# [Stored data]
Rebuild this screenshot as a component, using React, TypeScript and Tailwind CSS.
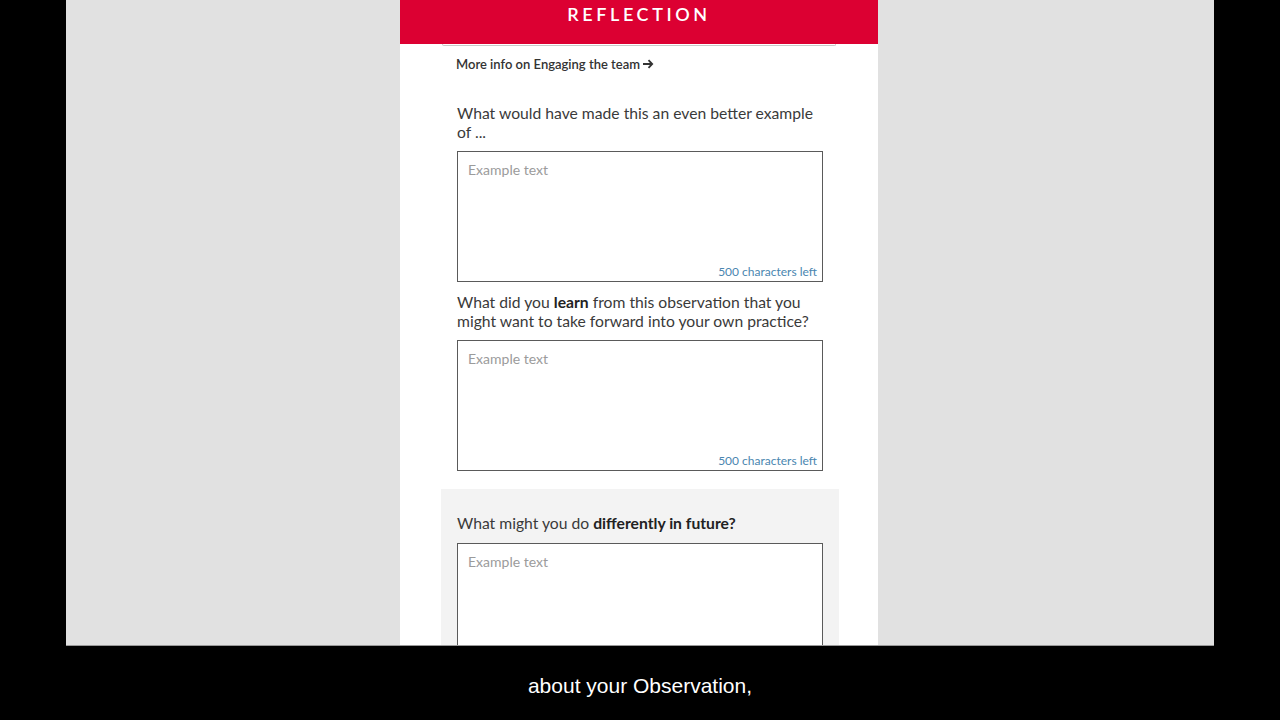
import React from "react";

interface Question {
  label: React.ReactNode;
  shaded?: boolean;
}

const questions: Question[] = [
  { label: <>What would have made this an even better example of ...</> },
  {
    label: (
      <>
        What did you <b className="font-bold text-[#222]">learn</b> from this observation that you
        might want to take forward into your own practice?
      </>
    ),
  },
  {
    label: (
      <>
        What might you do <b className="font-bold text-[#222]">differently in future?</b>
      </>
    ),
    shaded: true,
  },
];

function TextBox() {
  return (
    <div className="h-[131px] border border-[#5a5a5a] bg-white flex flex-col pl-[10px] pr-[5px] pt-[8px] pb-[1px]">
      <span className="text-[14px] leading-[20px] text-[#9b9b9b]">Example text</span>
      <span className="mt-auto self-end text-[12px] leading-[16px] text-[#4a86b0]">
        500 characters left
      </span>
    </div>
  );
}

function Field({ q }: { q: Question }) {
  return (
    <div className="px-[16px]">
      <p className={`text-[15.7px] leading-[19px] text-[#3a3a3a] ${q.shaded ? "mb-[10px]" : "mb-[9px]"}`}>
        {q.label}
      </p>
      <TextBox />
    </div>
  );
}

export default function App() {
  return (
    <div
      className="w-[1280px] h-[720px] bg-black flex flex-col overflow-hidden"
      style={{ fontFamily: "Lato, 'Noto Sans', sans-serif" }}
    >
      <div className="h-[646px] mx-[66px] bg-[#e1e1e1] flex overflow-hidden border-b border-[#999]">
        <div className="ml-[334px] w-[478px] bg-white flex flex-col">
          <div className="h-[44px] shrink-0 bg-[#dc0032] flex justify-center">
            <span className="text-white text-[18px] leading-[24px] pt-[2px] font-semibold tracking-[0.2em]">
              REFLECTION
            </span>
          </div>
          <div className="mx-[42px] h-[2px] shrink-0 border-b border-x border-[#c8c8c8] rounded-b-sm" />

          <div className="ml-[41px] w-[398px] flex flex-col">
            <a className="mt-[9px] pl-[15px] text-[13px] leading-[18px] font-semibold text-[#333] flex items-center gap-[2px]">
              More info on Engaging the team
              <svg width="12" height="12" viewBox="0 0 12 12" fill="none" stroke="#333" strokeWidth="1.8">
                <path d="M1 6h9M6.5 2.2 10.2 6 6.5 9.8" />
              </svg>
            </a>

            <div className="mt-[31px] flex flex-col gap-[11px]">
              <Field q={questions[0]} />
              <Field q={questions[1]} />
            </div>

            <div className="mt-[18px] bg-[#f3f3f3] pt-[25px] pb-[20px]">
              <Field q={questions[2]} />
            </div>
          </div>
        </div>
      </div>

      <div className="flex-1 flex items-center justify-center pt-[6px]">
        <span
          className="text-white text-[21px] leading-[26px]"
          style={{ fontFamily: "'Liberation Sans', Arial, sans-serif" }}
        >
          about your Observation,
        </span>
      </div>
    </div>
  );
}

# [Set exercise]
Your task is an exact transcription of all the data, minus the pictures.

# [Response below]
Rebuild this screenshot as a component, using React, TypeScript and Tailwind CSS.
import React from "react";

interface Question {
  label: React.ReactNode;
  shaded?: boolean;
}

const questions: Question[] = [
  { label: <>What would have made this an even better example of ...</> },
  {
    label: (
      <>
        What did you <b className="font-bold text-[#222]">learn</b> from this observation that you
        might want to take forward into your own practice?
      </>
    ),
  },
  {
    label: (
      <>
        What might you do <b className="font-bold text-[#222]">differently in future?</b>
      </>
    ),
    shaded: true,
  },
];

function TextBox() {
  return (
    <div className="h-[131px] border border-[#5a5a5a] bg-white flex flex-col pl-[10px] pr-[5px] pt-[8px] pb-[1px]">
      <span className="text-[14px] leading-[20px] text-[#9b9b9b]">Example text</span>
      <span className="mt-auto self-end text-[12px] leading-[16px] text-[#4a86b0]">
        500 characters left
      </span>
    </div>
  );
}

function Field({ q }: { q: Question }) {
  return (
    <div className="px-[16px]">
      <p className={`text-[15.7px] leading-[19px] text-[#3a3a3a] ${q.shaded ? "mb-[10px]" : "mb-[9px]"}`}>
        {q.label}
      </p>
      <TextBox />
    </div>
  );
}

export default function App() {
  return (
    <div
      className="w-[1280px] h-[720px] bg-black flex flex-col overflow-hidden"
      style={{ fontFamily: "Lato, 'Noto Sans', sans-serif" }}
    >
      <div className="h-[646px] mx-[66px] bg-[#e1e1e1] flex overflow-hidden border-b border-[#999]">
        <div className="ml-[334px] w-[478px] bg-white flex flex-col">
          <div className="h-[44px] shrink-0 bg-[#dc0032] flex justify-center">
            <span className="text-white text-[18px] leading-[24px] pt-[2px] font-semibold tracking-[0.2em]">
              REFLECTION
            </span>
          </div>
          <div className="mx-[42px] h-[2px] shrink-0 border-b border-x border-[#c8c8c8] rounded-b-sm" />

          <div className="ml-[41px] w-[398px] flex flex-col">
            <a className="mt-[9px] pl-[15px] text-[13px] leading-[18px] font-semibold text-[#333] flex items-center gap-[2px]">
              More info on Engaging the team
              <svg width="12" height="12" viewBox="0 0 12 12" fill="none" stroke="#333" strokeWidth="1.8">
                <path d="M1 6h9M6.5 2.2 10.2 6 6.5 9.8" />
              </svg>
            </a>

            <div className="mt-[31px] flex flex-col gap-[11px]">
              <Field q={questions[0]} />
              <Field q={questions[1]} />
            </div>

            <div className="mt-[18px] bg-[#f3f3f3] pt-[25px] pb-[20px]">
              <Field q={questions[2]} />
            </div>
          </div>
        </div>
      </div>

      <div className="flex-1 flex items-center justify-center pt-[6px]">
        <span
          className="text-white text-[21px] leading-[26px]"
          style={{ fontFamily: "'Liberation Sans', Arial, sans-serif" }}
        >
          about your Observation,
        </span>
      </div>
    </div>
  );
}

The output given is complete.